I knew I really didn’t have the experience I considered necessary to become part of the newsroom. However, I didn’t let my fear of being rejected keep me away from the prospect and opportunity of doing what I love most.

Only a few days after having interviewed, I wasn’t surprised to learn that I had not been chosen to fill the position. My friend texted me a fragment of Alfred Lord Tennyson’s poem which goes: “‘Tis better to have loved and lost than never to have loved at all.”

This fragment has ended up becoming scripture to me and I cannot be prouder and happier about the decision I made to apply. A week into the semester, I received a call from one of the newsroom managers saying circumstances had changed and they wanted me to be part of the Universe team. It was true indeed: “It is better to have tried and lost than never to have tried at all.”

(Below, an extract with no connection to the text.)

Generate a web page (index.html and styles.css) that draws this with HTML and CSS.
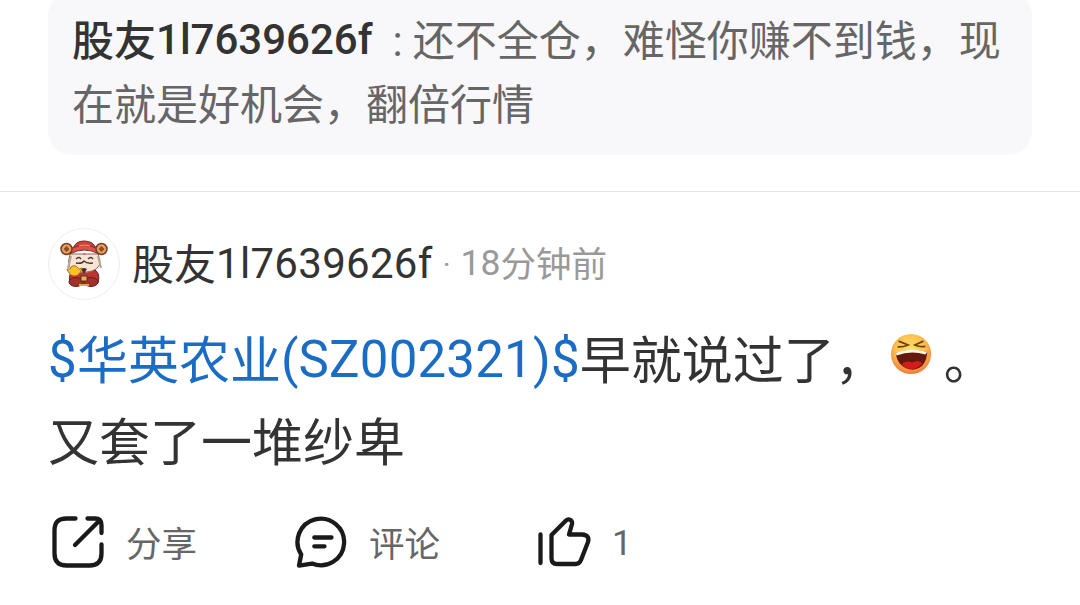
FILE: index.html
```html
<!DOCTYPE html>
<html lang="zh-CN">
  <head>
    <meta charset="UTF-8" />
    <meta name="viewport" content="width=device-width, initial-scale=1.0" />
    <title>股吧评论</title>
    <link rel="stylesheet" href="styles.css">
  </head>
  <body>
    <div class="quote">
      <p><span class="quote-name">股友</span><span class="quote-name num">1l7639626f</span><span class="colon">:</span><span>还不全仓，难怪你赚不到钱，现在就是好机会，翻倍行情</span></p>
    </div>

    <div class="post">
      <div class="user">
        <div class="avatar">
          <svg width="72" height="72" viewBox="0 0 72 72">
            <!-- body -->
            <path d="M25 42Q20 46 22 55L27 57L45 57L50 55Q53 44 45 41Z" fill="#b9372f" stroke="#5c2522" />
            <ellipse cx="28" cy="54" rx="7" ry="4.500" fill="#a52f2b" stroke="#5c2522" />
            <ellipse cx="43" cy="54" rx="7" ry="4.500" fill="#a52f2b" stroke="#5c2522" />
            <rect x="33" y="48" width="6" height="5" fill="#e4b35b" stroke="#603121" />
            <path d="M31 57h10" stroke="#e0a050" stroke-width="2" />
            <!-- head -->
            <path d="M22 26Q17 42 29 43Q36 46 44 43Q56 39 50 26Z" fill="#fbe4d4" stroke="#8a6a60" />
            <path d="M23 28L20 40M50 28L53 40" stroke="#b5a49c" stroke-width="2" />
            <path d="M28 31q3-3 5 0M40 31q3-3 5 0M28 35q6 1 8-2q3 3 9 2" fill="none" stroke="#4f3835" stroke-width="1.4" />
            <circle cx="36.500" cy="26" r="1" fill="#d85042" />
            <path d="M33 41q3-2 6 0l-3 5z" fill="#453032" />
            <!-- hat -->
            <path d="M25 21Q27 13 36 13Q46 13 48 21Z" fill="#c9423b" stroke="#6e2925" />
            <path d="M22 26Q36 18 51 26L49 20Q36 15 24 20Z" fill="#dc5149" stroke="#792f29" />
            <path d="M31 18q6-2 11 0" fill="none" stroke="#edaa68" />
            <circle cx="18.500" cy="21" r="5.500" fill="#e8a254" stroke="#713b2b" stroke-width="1.500" />
            <circle cx="53.500" cy="21" r="5.500" fill="#e8a254" stroke="#713b2b" stroke-width="1.500" />
            <path d="M18.500 18l3 3l-3 3l-3-3zM53.500 18l3 3l-3 3l-3-3z" fill="#8c4b2d" />
            <!-- gold ingot -->
            <path d="M19 41Q23 42 23 39Q27 36 30 40Q31 42 34 40Q32 48 26 48Q21 47 19 41Z" fill="#f5c527" stroke="#a66d1d" />
          </svg>
        </div>
        <span class="name">股友<span class="num">1l7639626f</span></span>
        <span class="dot">·</span>
        <span class="time"><span class="num">18</span>分钟前</span>
      </div>

      <p class="content"><a class="stock"><span class="code">$</span>华英农业<span class="code">(SZ002321)$</span></a>早就说过了，<svg class="emoji" width="42" height="42" viewBox="0 0 44 44">
          <defs>
            <radialGradient id="face" cx="48%" cy="38%" r="62%">
              <stop offset="0" stop-color="#ffdc68" />
              <stop offset="0.600" stop-color="#fbc04f" />
              <stop offset="1" stop-color="#f2793d" />
            </radialGradient>
          </defs>
          <circle cx="22" cy="22" r="21" fill="url(#face)" />
          <path d="M9 8.500L19 12.500Q13 15 8 14.500M35 8.500L26 12.500Q31 15 37 14" fill="none" stroke="#6b4012" stroke-width="1.800" />
          <path d="M6 21Q22 15 39 20Q38 37 24 38.500Q8 37 6 21Z" fill="#65180c" />
          <path d="M6 21Q22 14 39 20L37 22.500Q22 18 7 23.500Z" fill="#fff4dc" />
          <path d="M12 33Q17 28 23 31Q30 27 34 32Q23 43 12 33Z" fill="#d21e1b" />
        </svg>。<br>又套了一堆纱卑</p>

      <div class="actions">
        <div class="action">
          <svg width="52" height="52" viewBox="0 0 52 52">
            <path d="M23.500 2.500H14.500Q2.500 2.500 2.500 14.500V37.500Q2.500 49.500 14.500 49.500H37.500Q49.500 49.500 49.500 37.500V28.500M35.500 2.500H43Q49.500 2.500 49.500 9V17M47.500 4.500L23 29" />
          </svg>
          <span>分享</span>
        </div>
        <div class="action">
          <svg width="52" height="52" viewBox="0 0 52 52">
            <path d="M4 49.500L6.200 38.500A23.300 23.300 0 1 1 17 47.500Z" />
            <path d="M19.300 21.500H36.500M19.300 30.300H29.500" />
          </svg>
          <span>评论</span>
        </div>
        <div class="action">
          <svg width="52" height="52" viewBox="0 0 52 52">
            <path d="M2.500 18.500V47M13.500 19L28 4.500Q30 2.500 32.500 4Q34.500 5.500 34 8L31 18.500H44Q52 19 50 26L43 44Q41.500 48 37.500 48H19Q13.500 48 13.500 42Z" />
          </svg>
          <span class="count">1</span>
        </div>
      </div>
    </div>
  </body>
</html>
```

FILE: styles.css
```css
* {
  margin: 0;
  padding: 0;
  box-sizing: border-box;
}
body {
  background: #fff;
  color: #333;
  font-family: Roboto, "Noto Sans CJK SC", sans-serif;
  overflow: hidden;
}
.quote {
  height: 163px;
  margin: -8px 48px 0;
  padding: 18px 24px 0;
  background: #f8f8fa;
  border-radius: 24px;
  color: #666;
  font-size: 42px;
  line-height: 64px;
}
.quote-name {
  color: #333;
  font-weight: 500;
}
.num {
  line-height: 1;
  vertical-align: 2px;
}
.colon {
  margin: 0 10px 0 20px;
}
.post {
  margin-top: 36px;
  padding: 36px 48px 0;
  border-top: 1px solid #e3e3e3;
}
.user {
  display: flex;
  align-items: center;
  height: 72px;
}
.avatar {
  width: 72px;
  height: 72px;
  border: 1px solid #eee;
  border-radius: 50%;
  overflow: hidden;
}
.avatar svg {
  display: block;
  margin: -1px;
}
.name {
  margin-left: 12px;
  padding-bottom: 6px;
  font-size: 42px;
}
.name .num {
  letter-spacing: 0.3px;
}
.dot {
  margin: 0 10px;
  color: #999;
  font-size: 30px;
}
.time {
  padding-bottom: 5px;
  color: #999;
  font-size: 35.5px;
}
.content {
  margin-top: 21px;
  font-size: 51px;
  line-height: 82px;
  white-space: nowrap;
}
.stock {
  color: #1a6cc4;
}
.code {
  letter-spacing: 0.2px;
  line-height: 1;
  vertical-align: 2px;
}
.emoji {
  margin: 0 12px 0 4px;
  vertical-align: 4px;
}
.actions {
  display: flex;
  margin-top: 31px;
  padding-left: 4px;
}
.action {
  display: flex;
  align-items: center;
  width: 243px;
  height: 52px;
  color: #666;
  font-size: 35.5px;
}
.action span {
  padding-bottom: 2px;
}
.action .count {
  padding: 2px 0 0;
}
.action svg {
  margin-right: 22px;
  fill: none;
  stroke: #1a1a1a;
  stroke-width: 4.3;
  stroke-linecap: round;
  stroke-linejoin: round;
  overflow: visible;
}
```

I have learned that forgiving oneself and forgiving others is a great and healing way of dealing, moving on and growing after rejection. Realizing that we aren’t perfect and aren’t supposed to be can be hard to digest for some, but I have found that allowing myself to try and fail is very liberating.

When it comes to dealing with rejection and reassuring my worthiness, I cannot think of a better role model than Jesus. He was “despised and rejected of men; a man of sorrows, and acquainted with grief” (Mosiah 14:3). I know He has experienced our illnesses, our pain, loneliness, confusion, sadness and feelings of inadequacy and low self-esteem.

Jesus knows what you’re going through when you face rejection. He sees your eternal and true potential and is cheering for you to see it as well.